An edited transcript of the conversation follows.

Philip Tetlock: We are here to talk with Dr. Jonathan Haidt from New York University about his book, The Righteous Mind: Why Good People Are Divided by Politics and Religion. It’s great to have you here, Jon.

Jonathan Haidt: Thank you, Phil. It’s great to be here at Wharton.

Tetlock: One of the big questions your book wrestles with is: Why is it so hard for liberals and conservatives to understand each other? Why is it?

Haidt: The very nature of morality — the big thing that it does that isn’t sufficiently appreciated — is that it binds us into groups that can do things in the world. In the animal kingdom, the only time you get cooperation is pretty much kinship. You get pairs of individuals occasionally. But elsewhere in the animal kingdom, it’s just family. Human beings have this incredible capacity to come together in groups and do big things. When you look back at the early history of cooperation, you always find temples, gods, religion — people circling around sacred objects that bind them together. But at the same time, it blinds them; they can’t think for themselves, or they become partisan, and they become members of the group.

Each country has its own particular battle. Liberals and conservatives are bound around different sacred principles, and they absolutely cannot understand each other. They are forbidden from understanding each other, lest they be kicked out of their tribe.

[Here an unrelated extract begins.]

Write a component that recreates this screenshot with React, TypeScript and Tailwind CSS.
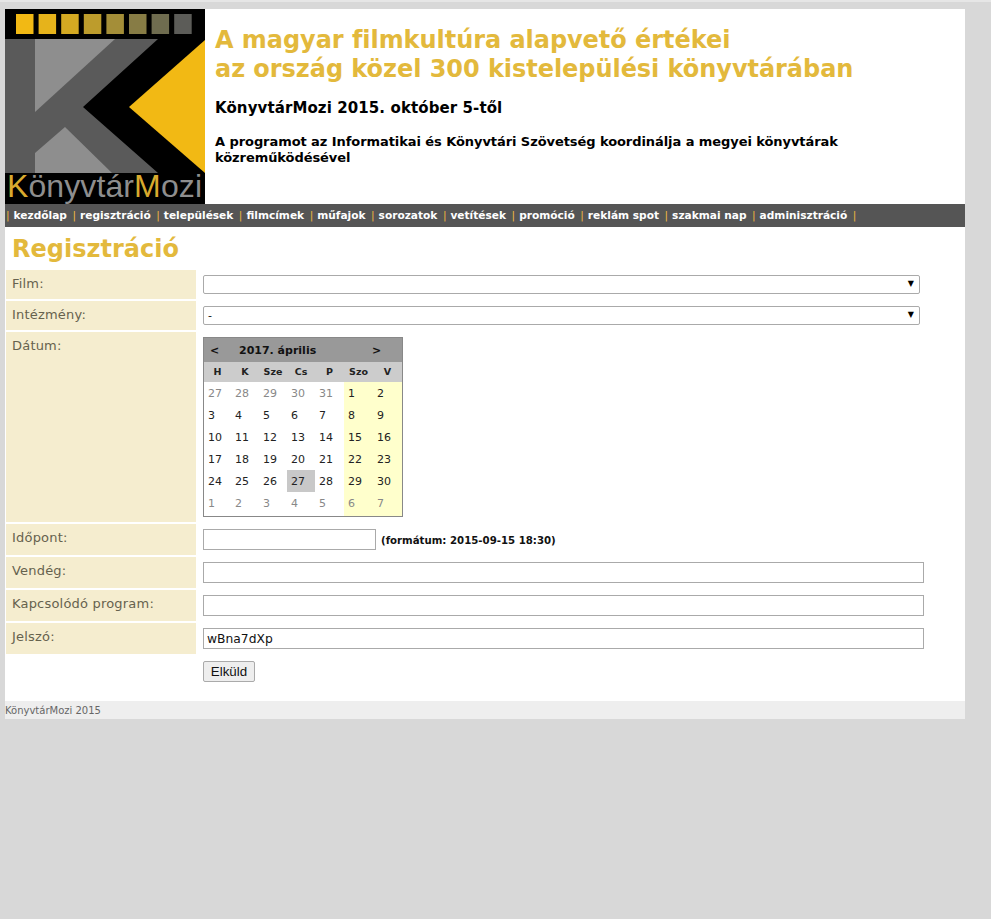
const verdana = { fontFamily: '"DejaVu Sans", Verdana, sans-serif' }

const navItems = [
  'kezdőlap',
  'regisztráció',
  'települések',
  'filmcímek',
  'műfajok',
  'sorozatok',
  'vetítések',
  'promóció',
  'reklám spot',
  'szakmai nap',
  'adminisztráció',
]

const weekdays = ['H', 'K', 'Sze', 'Cs', 'P', 'Szo', 'V']

const days = [
  27, 28, 29, 30, 31, 1, 2, 3, 4, 5, 6, 7, 8, 9, 10, 11, 12, 13, 14, 15, 16, 17, 18, 19, 20, 21, 22, 23, 24, 25, 26,
  27, 28, 29, 30, 1, 2, 3, 4, 5, 6, 7,
]

const squares = ['#f2b914', '#e6b31b', '#d4a922', '#bd9c2c', '#a48e38', '#877c45', '#6f6c4f', '#5c5c58']

function Logo() {
  return (
    <svg width="200" height="195" viewBox="0 0 200 195" className="block shrink-0">
      <rect width="200" height="195" fill="#000" />
      {squares.map((c, i) => (
        <rect key={c} x={11 + i * 22.6} y="5" width="17.5" height="20" fill={c} />
      ))}
      <polygon points="0,30 153,30 78,98 153,164 0,164" fill="#5a5a5a" />
      <polygon points="30,30 110,30 30,103" fill="#8e8e8e" />
      <polygon points="30,144 60,118 107,164 30,164" fill="#8e8e8e" />
      <polygon points="200,31 124,98 200,164" fill="#f2b914" />
      <text x="2" y="188" fontSize="32" textLength="195" fontFamily='"Liberation Sans", Arial, sans-serif' fill="#8e8e8e">
        <tspan fill="#d9aa2e">K</tspan>önyvtár<tspan fill="#d9aa2e">M</tspan>ozi
      </text>
    </svg>
  )
}

function Calendar() {
  return (
    <div className="w-[200px] border border-[#888] bg-white text-[11px] text-[#222]" style={verdana}>
      <div className="flex h-[24px] items-center bg-[#999] pt-[2px] font-bold text-[#111]">
        <span className="ml-[6px] w-[29px]">&lt;</span>
        <span className="w-[133px]">2017. április</span>
        <span>&gt;</span>
      </div>
      <div className="grid h-[20px] grid-cols-[27px_28px_28px_28px_29px_29px_29px] items-center bg-[#ccc] text-center text-[9.5px] font-bold">
        {weekdays.map((d) => (
          <span key={d}>{d}</span>
        ))}
      </div>
      <div className="grid grid-cols-[27px_28px_28px_28px_29px_29px_29px]">
        {days.map((d, i) => {
          const muted = i < 5 || i > 34
          const weekend = i % 7 > 4
          const selected = i === 31
          return (
            <span
              key={i}
              className={
                'flex items-start pl-[4px] pt-[5px] leading-[14px] ' +
                (i > 34 ? 'h-[24px] ' : 'h-[22px] ') +
                (weekend ? 'bg-[#ffffcc] ' : '') +
                (selected ? 'bg-[#c8c8c8] ' : '') +
                (muted ? 'text-[#888]' : '')
              }
            >
              {d}
            </span>
          )
        })}
      </div>
    </div>
  )
}

function Row({ label, h, children }: { label: string; h: string; children?: React.ReactNode }) {
  return (
    <div className={'flex ' + h}>
      <div className="ml-px w-[190px] shrink-0 bg-[#f5edcf] pl-[6px] pt-[6px] text-[13px] leading-4 tracking-[0.2px] text-[#66624e]">
        {label}
      </div>
      <div className="ml-[7px] pt-[5px]">{children}</div>
    </div>
  )
}

function Select({ value }: { value?: string }) {
  return (
    <div className="relative h-[19px] w-[717px] rounded-[2px] border border-[#aaa] bg-white pl-[4px] text-[11px] leading-[17px] text-[#111]">
      {value}
      <span className="absolute right-[5px] top-[1px] text-[8px] leading-[14px] text-black">▼</span>
    </div>
  )
}

export default function App() {
  return (
    <div className="min-h-[919px] border-t-2 border-[#e6e6e6] bg-[#d8d8d8] pl-[5px] pt-[7px]" style={verdana}>
      <div className="w-[960px] bg-white">
        <header className="flex h-[195px]">
          <Logo />
          <div className="pl-[10px]">
            <h2 className="mt-[17px] text-[24px] font-bold leading-[29px] tracking-[-0.05px] text-[#e3b93c]">
              A magyar filmkultúra alapvető értékei
              <br />
              az ország közel 300 kistelepülési könyvtárában
            </h2>
            <p className="mt-[15px] text-[15px] font-bold leading-[18px] tracking-[0.1px] text-black">
              KönyvtárMozi 2015. október 5-től
            </p>
            <p className="mt-[17px] w-[700px] text-[13px] font-bold leading-4 tracking-[-0.07px] text-black">
              A programot az Informatikai és Könyvtári Szövetség koordinálja a megyei könyvtárak közreműködésével
            </p>
          </div>
        </header>

        <nav className="flex h-[23px] items-center bg-[#555] pl-px text-[10.6px] font-bold text-white">
          {navItems.map((item) => (
            <span key={item} className="flex">
              <span className="mr-[4px] font-normal text-[#f0b840]">|</span>
              <span className="mr-[5.5px]">{item}</span>
            </span>
          ))}
          <span className="font-normal text-[#f0b840]">|</span>
        </nav>

        <h1 className="ml-[7px] h-[43px] pt-[7px] text-[24px] font-bold leading-[30px] text-[#e3b93c]">Regisztráció</h1>

        <div className="flex flex-col gap-[2px]">
          <Row label="Film:" h="h-[29px]">
            <Select />
          </Row>
          <Row label="Intézmény:" h="h-[29px]">
            <Select value="-" />
          </Row>
          <Row label="Dátum:" h="h-[190px]">
            <Calendar />
          </Row>
          <Row label="Időpont:" h="h-[31px]">
            <div className="flex items-center">
              <input className="block h-[21px] w-[173px] border border-[#aaa] bg-white" />
              <span className="ml-[5px] mt-[3px] text-[10.2px] font-bold text-[#111]">(formátum: 2015-09-15 18:30)</span>
            </div>
          </Row>
          <Row label="Vendég:" h="h-[31px]">
            <input className="block h-[21px] w-[721px] border border-[#aaa] bg-white" />
          </Row>
          <Row label="Kapcsolódó program:" h="h-[31px]">
            <input className="block h-[21px] w-[721px] border border-[#aaa] bg-white" />
          </Row>
          <Row label="Jelszó:" h="h-[31px]">
            <input
              defaultValue="wBna7dXp"
              className="block h-[21px] w-[721px] border border-[#aaa] bg-white pl-[3px] text-[12.3px] text-[#111] outline-none"
            />
          </Row>
        </div>

        <div className="h-[47px] pl-[198px] pt-[5px]">
          <button
            className="h-[21px] w-[52px] rounded-[2px] border border-[#aaa] bg-[#eee] text-[13.33px] leading-none text-[#111]"
            style={{ fontFamily: '"Liberation Sans", Arial, sans-serif' }}
          >
            Elküld
          </button>
        </div>

        <footer className="h-[18px] bg-[#eee] text-[10px] leading-[20px] text-[#666]">KönyvtárMozi 2015</footer>
      </div>
    </div>
  )
}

Tetlock: You published the book last year. Has anything happened to change your mind?

Haidt: Since publishing the book, not really. The book has gotten a good reception — right, left, center, libertarian — except on the far left. Some people on the far left hate it, and the new atheists hate it. But those are groups that I criticize in the book, so that’s not surprising. I changed my mind a lot while writing the book. When I started writing the book, I still considered myself to be a partisan liberal. I began shifting over from just studying morality across cultures to studying morality across political cultures, as though they were different nations. I started that after the 2004 John Kerry loss to George W. Bush, and I wanted to just grab Kerry and the Democrats by the lapels and say, “Don’t you know how to make a moral argument? Why do you keep appealing to self-interest and saying, ‘My policy will do more for you.’ Can’t you make a moral argument?”

I got into the political psychology business originally to help the Democrats. Along the way, in really trying to get inside the head of people from different moralities, I came to see that each side sees certain truths, insights and threats that they are right about.

Tetlock: You have been on an ideological journey of your own. Is it possible for people to change their minds?

Haidt: Yes. All you have to do is study morality for 25 years and try to write a book in which you state the other side’s case sympathetically. It should be possible.

Tetlock: I ask the question about the possibility of changing your mind because you do embrace in the book a fairly strong version of the moral intuitionist theory of how people work through puzzles of this sort. Could you say a few words about what moral intuitionism is and its implications for our capacity to change?

Haidt: That’s right. A dominant thread in the history of philosophy is irrationalism, the idea that we are, or at least could be, reasoning creatures. If we can cultivate our reason, then we will rise above the fog of emotions, see the truth. We can talk to each other, and we will find truth. My book is a sustained argument on that. I side very much with David Hume, the 18th-century Scottish philosopher who said that reason is, and ought only to be, the slave of the passions. What I believe the empirical evidence from psychology shows is that our reasoning tends to be post-hoc. Our reasoning about moral issues tends to be something we do after we already know which way we want to go, and we send our reasoning out like a press secretary. The president sends the press secretary out to say, “Justify this position.” He doesn’t say, “Go look at the notes about how we came to this position and explain that to the people.” He says, “Justify this position using whatever arguments you think would be most persuasive.” That’s the way our reasoning is. This is why we are so good at giving each other reasons, but then the other person doesn’t change their mind and we think, “Well, they must not be sincere. This is a great argument. Why aren’t you changing your mind?”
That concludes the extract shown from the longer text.